+++ Listed entries
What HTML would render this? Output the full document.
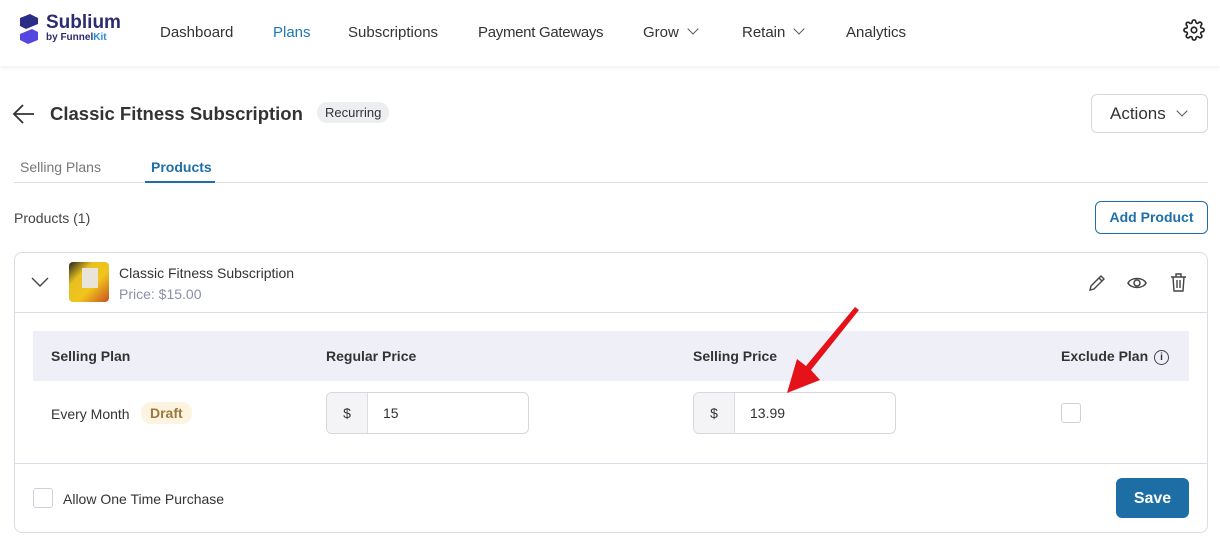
<!DOCTYPE html>
<html><head><style>
*{box-sizing:border-box;margin:0;padding:0}
body{width:1220px;height:546px;background:#fff;font-family:"Liberation Sans",sans-serif;color:#353030;position:relative;overflow:hidden;font-size:14px}
.a{position:absolute}
.nav{top:0;left:0;width:1220px;height:66px;background:#fff;box-shadow:0 2px 4px rgba(0,0,0,.06)}
.nav span{position:absolute;top:24px;font-size:15px;color:#333;white-space:nowrap}
.chev{display:inline-block;width:8px;height:8px;border-right:1.3px solid #555;border-bottom:1.3px solid #555;transform:rotate(45deg);margin-left:10px;position:relative;top:-4px}
.btn{border:1px solid #d7d7e0;border-radius:6px}
.th{font-size:14px;font-weight:bold;color:#333;top:348px}
</style></head><body>
<div class="a nav">
<svg class="a" style="left:16px;top:14px" width="26" height="30" viewBox="0 0 26 30"><path d="M4 4 L14 0 L22 4 L22 10 L10 15 L4 12Z" fill="#2b2d86"/><path d="M4 20 L16 15 L22 18 L22 26 L12 30 L4 26Z" fill="#5546e0"/></svg>
<div class="a" style="left:46px;top:12px;font-size:19px;font-weight:bold;color:#2b2d6e;white-space:nowrap">Sublium</div>
<div class="a" style="left:46px;top:32px;font-size:10px;font-weight:bold;color:#2b2d6e;white-space:nowrap">by Funnel<b style="color:#2a8bd8">Kit</b></div>
<span style="left:160px">Dashboard</span>
<span style="left:273px;color:#1e78b4">Plans</span>
<span style="left:348px">Subscriptions</span>
<span style="left:478px;letter-spacing:-0.3px">Payment Gateways</span>
<span style="left:643px">Grow<i class="chev"></i></span>
<span style="left:742px">Retain<i class="chev"></i></span>
<span style="left:846px">Analytics</span>
<svg class="a" style="left:1183px;top:19px" width="22" height="22" viewBox="0 0 24 24" fill="none" stroke="#222" stroke-width="1.8"><circle cx="12" cy="12" r="3"/><path d="M19.4 15a1.7 1.7 0 0 0 .3 1.8l.1.1a2 2 0 1 1-2.8 2.8l-.1-.1a1.7 1.7 0 0 0-1.8-.3 1.7 1.7 0 0 0-1 1.5V21a2 2 0 1 1-4 0v-.1a1.7 1.7 0 0 0-1.1-1.5 1.7 1.7 0 0 0-1.8.3l-.1.1a2 2 0 1 1-2.8-2.8l.1-.1a1.7 1.7 0 0 0 .3-1.8 1.7 1.7 0 0 0-1.5-1H3a2 2 0 1 1 0-4h.1a1.7 1.7 0 0 0 1.5-1.1 1.7 1.7 0 0 0-.3-1.8l-.1-.1a2 2 0 1 1 2.8-2.8l.1.1a1.7 1.7 0 0 0 1.8.3H9a1.7 1.7 0 0 0 1-1.5V3a2 2 0 1 1 4 0v.1a1.7 1.7 0 0 0 1 1.5 1.7 1.7 0 0 0 1.8-.3l.1-.1a2 2 0 1 1 2.8 2.8l-.1.1a1.7 1.7 0 0 0-.3 1.8V9a1.7 1.7 0 0 0 1.5 1H21a2 2 0 1 1 0 4h-.1a1.7 1.7 0 0 0-1.5 1z"/></svg>
</div>
<svg class="a" style="left:12px;top:103px" width="24" height="22" viewBox="0 0 24 22" fill="none" stroke="#333" stroke-width="1.8"><path d="M22 11H2M11 2L2 11l9 9"/></svg>
<div class="a" style="left:50px;top:103px;font-size:18.5px;font-weight:bold;color:#333;white-space:nowrap">Classic Fitness Subscription</div>
<div class="a" style="left:317px;top:102px;background:#eceef2;border-radius:10px;padding:3px 8px;font-size:13px;color:#333">Recurring</div>
<div class="a btn" style="left:1091px;top:94px;width:117px;height:39px;font-size:17px;padding:9px 18px;color:#333;white-space:nowrap">Actions<i class="chev" style="margin-left:12px"></i></div>
<div class="a" style="left:20px;top:159px;font-size:14px;color:#777">Selling Plans</div>
<div class="a" style="left:151px;top:159px;font-size:14px;color:#1e6fa8;font-weight:bold">Products</div>
<div class="a" style="left:14px;top:182px;width:1194px;height:1px;background:#dcdce4"></div>
<div class="a" style="left:145px;top:181px;width:70px;height:2px;background:#1e6fa8"></div>
<div class="a" style="left:14px;top:210px;font-size:14px;color:#444">Products (1)</div>
<div class="a" style="left:1095px;top:201px;width:113px;height:33px;border:1px solid #1e6fa8;border-radius:6px;color:#1e6fa8;font-size:14px;font-weight:bold;text-align:center;line-height:31px">Add Product</div>
<div class="a" style="left:14px;top:252px;width:1194px;height:281px;border:1px solid #dcdce6;border-radius:8px"></div>
<div class="a" style="left:14px;top:312px;width:1194px;height:1px;background:#dcdce6"></div>
<div class="a" style="left:14px;top:463px;width:1194px;height:1px;background:#dcdce6"></div>
<svg class="a" style="left:31px;top:277px" width="18" height="10" viewBox="0 0 18 10" fill="none" stroke="#444" stroke-width="1.4"><path d="M1 1l8 8 8-8"/></svg>
<div class="a" style="left:69px;top:262px;width:40px;height:40px;border-radius:4px;background:linear-gradient(135deg,#222 0,#e6c020 30%,#f0c51c 60%,#c85020 100%)"><div style="position:absolute;left:13px;top:6px;width:16px;height:20px;background:#e8e4dc"></div></div>
<div class="a" style="left:119px;top:265px;font-size:14px;color:#333">Classic Fitness Subscription</div>
<div class="a" style="left:119px;top:286px;font-size:14px;color:#8a8fa8">Price: $15.00</div>
<svg class="a" style="left:1088px;top:274px" width="18" height="18" viewBox="0 0 18 18" fill="none" stroke="#444" stroke-width="1.4"><path d="M2 16l1-4L13 2l3 3L6 15z M11 4l3 3"/></svg>
<svg class="a" style="left:1127px;top:276px" width="20" height="14" viewBox="0 0 20 14" fill="none" stroke="#444" stroke-width="1.5"><path d="M1 7c3-6 15-6 18 0c-3 6-15 6-18 0z"/><circle cx="10" cy="7" r="3"/></svg>
<svg class="a" style="left:1170px;top:273px" width="17" height="19" viewBox="0 0 17 19" fill="none" stroke="#444" stroke-width="1.4"><path d="M1 4h15M6 4V1h5v3M3 4l1 14h9l1-14M7 7v8M10 7v8"/></svg>
<div class="a" style="left:33px;top:331px;width:1156px;height:50px;background:#eff0f7"></div>
<div class="a th" style="left:51px">Selling Plan</div>
<div class="a th" style="left:326px">Regular Price</div>
<div class="a th" style="left:693px">Selling Price</div>
<div class="a th" style="left:1061px">Exclude Plan</div>
<div class="a" style="left:1154px;top:350px;width:15px;height:15px;border:1.3px solid #444;border-radius:50%;font-size:10px;text-align:center;line-height:13px;font-weight:bold">i</div>
<div class="a" style="left:51px;top:406px;font-size:14px;color:#333">Every Month</div>
<div class="a" style="left:141px;top:402px;background:#fdf3e1;border-radius:10px;padding:3px 9px;font-size:14px;font-weight:bold;color:#9a7a3c">Draft</div>
<div class="a btn" style="left:326px;top:392px;width:203px;height:42px;overflow:hidden"><div style="width:41px;height:40px;background:#f4f4f6;border-right:1px solid #ddd;text-align:center;line-height:40px">$</div><div style="position:absolute;left:56px;top:12px">15</div></div>
<div class="a btn" style="left:693px;top:392px;width:203px;height:42px;overflow:hidden"><div style="width:41px;height:40px;background:#f4f4f6;border-right:1px solid #ddd;text-align:center;line-height:40px">$</div><div style="position:absolute;left:56px;top:12px">13.99</div></div>
<div class="a" style="left:1061px;top:403px;width:20px;height:20px;border:1.5px solid #d0d0dc;border-radius:3px"></div>
<div class="a" style="left:33px;top:488px;width:20px;height:20px;border:1.5px solid #d0d0dc;border-radius:3px"></div>
<div class="a" style="left:63px;top:491px;font-size:14px;color:#333">Allow One Time Purchase</div>
<div class="a" style="left:1116px;top:478px;width:73px;height:40px;background:#1c6ea4;border-radius:6px;color:#fff;font-weight:bold;font-size:16px;text-align:center;line-height:42px">Save</div>
<svg class="a" style="left:0;top:0" width="1220" height="546"><path d="M859 310 L811 370 L820 380 L787 393 L797 359 L806 366 L855 307 Z" fill="#e5121a"/></svg>
</body></html>
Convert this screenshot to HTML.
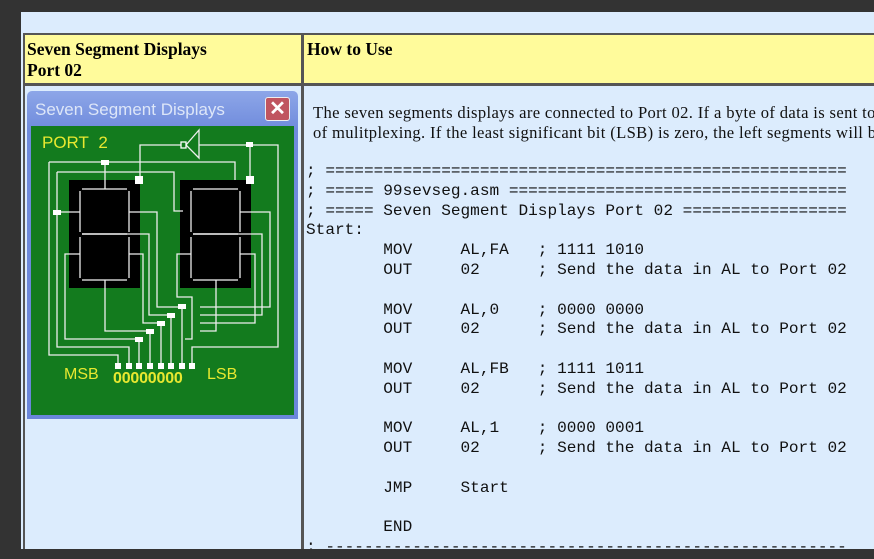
<!DOCTYPE html>
<html><head><meta charset="utf-8"><style>
body{margin:0;width:874px;height:559px;background:#333;position:relative;overflow:hidden;font-family:"Liberation Serif",serif}
.a{position:absolute}
.hdr{background:#fffb9b;font-weight:bold;font-size:17.5px;line-height:21px;color:#000}
pre{margin:0;font-family:"Liberation Mono",monospace;font-size:16.1px;line-height:19.8px;color:#111}
</style></head><body>
<div class="a" style="left:21px;top:12px;width:853px;height:537px;background:#dcecfd"></div>
<div class="a" style="left:23px;top:33px;width:851px;height:2px;background:#555"></div>
<div class="a" style="left:23px;top:83px;width:851px;height:3px;background:#555"></div>
<div class="a" style="left:23px;top:33px;width:2px;height:516px;background:#555"></div>
<div class="a" style="left:301px;top:33px;width:3px;height:516px;background:#555"></div>
<div class="a hdr" style="left:25px;top:35px;width:276px;height:48px;padding:4px 0 0 2px;box-sizing:border-box">Seven Segment Displays<br>Port 02</div>
<div class="a hdr" style="left:304px;top:35px;width:570px;height:48px;padding:4px 0 0 3px;box-sizing:border-box">How to Use</div>
<div class="a" style="left:313px;top:103px;font-size:16.6px;letter-spacing:0.35px;line-height:19.5px;white-space:nowrap;color:#111">The seven segments displays are connected to Port 02. If a byte of data is sent to<br>of mulitplexing. If the least significant bit (LSB) is zero, the left segments will b</div>
<pre class="a" style="left:306px;top:162px">; ======================================================
; ===== 99sevseg.asm ===================================
; ===== Seven Segment Displays Port 02 =================
Start:
        MOV     AL,FA   ; 1111 1010
        OUT     02      ; Send the data in AL to Port 02

        MOV     AL,0    ; 0000 0000
        OUT     02      ; Send the data in AL to Port 02

        MOV     AL,FB   ; 1111 1011
        OUT     02      ; Send the data in AL to Port 02

        MOV     AL,1    ; 0000 0001
        OUT     02      ; Send the data in AL to Port 02

        JMP     Start

        END
; ------------------------------------------------------</pre>
<div class="a" style="left:0;top:549px;width:874px;height:10px;background:#333"></div>
<!-- window -->
<div class="a" style="left:27px;top:91px;width:271px;height:328px;background:linear-gradient(#8da6e8,#6f8bdc 12%,#6a86da);border-radius:5px 5px 0 0"></div>
<div class="a" style="left:35px;top:100px;font-family:'Liberation Sans',sans-serif;font-size:17px;color:#dde6f8">Seven Segment Displays</div>
<div class="a" style="left:265px;top:97px;width:25px;height:24px;background:#c05560;border:1px solid #eee;border-radius:3px;box-sizing:border-box;color:#fff;font:bold 20px/22px 'Liberation Sans',sans-serif;text-align:center">✕</div>
<div class="a" style="left:31px;top:126px;width:263px;height:289px;background:#137b1e"></div>
<div class="a" style="left:42px;top:133px;font-family:'Liberation Sans',sans-serif;font-size:17px;color:#e8e830">PORT&nbsp; 2</div>
<div class="a" style="left:64px;top:366px;font-family:'Liberation Sans',sans-serif;font-size:16px;color:#e8e830">MSB</div>
<div class="a" style="left:207px;top:366px;font-family:'Liberation Sans',sans-serif;font-size:16px;color:#e8e830">LSB</div>
<div class="a" style="left:113px;top:370px;font-family:'Liberation Sans',sans-serif;font-weight:bold;font-size:16px;letter-spacing:-0.2px;color:#e8e830">00000000</div>
<svg class="a" style="left:0;top:0" width="874" height="559" fill="none" stroke="#eee" stroke-width="1.3">
<rect x="69" y="180" width="71" height="108" fill="#000" stroke="none"/>
<rect x="180" y="180" width="71" height="108" fill="#000" stroke="none"/>
<g stroke="#ccc" stroke-width="1.5">
<path d="M82 189H127M80 191V232M129 191V232M82 234H127M80 237V278M129 237V278M82 280H127"/>
<path d="M193 189H238M191 191V232M240 191V232M193 234H238M191 237V278M240 237V278M193 280H238"/>
</g>
<path d="M199 130L186 145L199 158Z"/>
<path d="M183 145H140V181M199 145H278V347H192V365M250 145V181"/>
<path d="M49 162H235V180M105 162V189M57 172H174V211H183M57 172V347H129V365M49 162V355H118V365M57 212H80"/>
<path d="M129 212H157V307H182M82 234H149V315H171M80 254H65V339H139M129 254H143V323H161M105 280V331H150"/>
<path d="M240 212H270V307H200M193 234H262V315H200M191 254H177V297H192V339H185M240 254H255V323H200M216 280V331H200"/>
<path d="M139 339V365M150 331V365M161 323V365M171 315V365M182 307V365"/>
<g fill="#fff" stroke="none">
<rect x="181" y="142" width="5" height="6" fill="#137b1e" stroke="#fff"/>
<rect x="135" y="176" width="8" height="8"/><rect x="246" y="176" width="8" height="8"/>
<rect x="246" y="142" width="7" height="5"/><rect x="101" y="160" width="8" height="5"/><rect x="53" y="210" width="8" height="5"/>
<rect x="178" y="304" width="8" height="5"/><rect x="167" y="313" width="8" height="5"/><rect x="157" y="321" width="8" height="5"/><rect x="146" y="329" width="8" height="5"/><rect x="135" y="337" width="8" height="5"/>
<rect x="115" y="363" width="6" height="6"/><rect x="126" y="363" width="6" height="6"/><rect x="136" y="363" width="6" height="6"/><rect x="147" y="363" width="6" height="6"/><rect x="158" y="363" width="6" height="6"/><rect x="168" y="363" width="6" height="6"/><rect x="179" y="363" width="6" height="6"/><rect x="189" y="363" width="6" height="6"/>
</g>
</svg>
</body></html>
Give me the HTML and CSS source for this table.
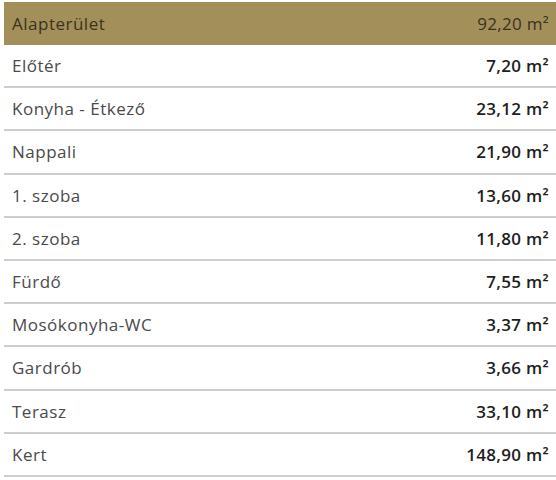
FILE: index.html
```html
<!DOCTYPE html>
<html>
<head>
    <meta charset="utf-8"/>
    <title>Alapterület</title>
    <link rel="stylesheet" href="styles.css">
</head>
<body>

<div class="area-table">
    <div class="row head"><span class="name">Alapterület</span><span class="size">92,20 m²</span></div>
    <div class="row"><span class="name">Előtér</span><span class="size">7,20 m²</span></div>
    <div class="row"><span class="name">Konyha - Étkező</span><span class="size">23,12 m²</span></div>
    <div class="row"><span class="name">Nappali</span><span class="size">21,90 m²</span></div>
    <div class="row"><span class="name">1. szoba</span><span class="size">13,60 m²</span></div>
    <div class="row"><span class="name">2. szoba</span><span class="size">11,80 m²</span></div>
    <div class="row"><span class="name">Fürdő</span><span class="size">7,55 m²</span></div>
    <div class="row"><span class="name">Mosókonyha-WC</span><span class="size">3,37 m²</span></div>
    <div class="row"><span class="name">Gardrób</span><span class="size">3,66 m²</span></div>
    <div class="row"><span class="name">Terasz</span><span class="size">33,10 m²</span></div>
    <div class="row"><span class="name">Kert</span><span class="size">148,90 m²</span></div>
</div>

</body>
</html>
```
FILE: styles.css
```css
body {
    margin: 0;
    background: #fff;
}

.area-table {
    margin: 2px 0 0 4px;
    font-family: "Open Sans", "DejaVu Sans", sans-serif;
    font-size: 17px;
    letter-spacing: 0.5px;
}

.row {
    display: flex;
    justify-content: space-between;
    align-items: center;
    height: 41.2px;
    padding: 0 7px 0 8px;
    border-bottom: 2px solid #cdcdcd;
    color: #4a4a4a;
}

.row .size {
    font-weight: 600;
    color: #1e1e1e;
    letter-spacing: 0.3px;
}

.row.head {
    height: 43px;
    border-bottom: none;
    background: #a38f5a;
    color: #3b321e;
}

.row.head .size {
    font-weight: 400;
    color: #3b321e;
}
```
++++++
Look through the records and gather each line with the word "table".

Give me the HTML and CSS source for this table.
<div class="area-table">
.area-table {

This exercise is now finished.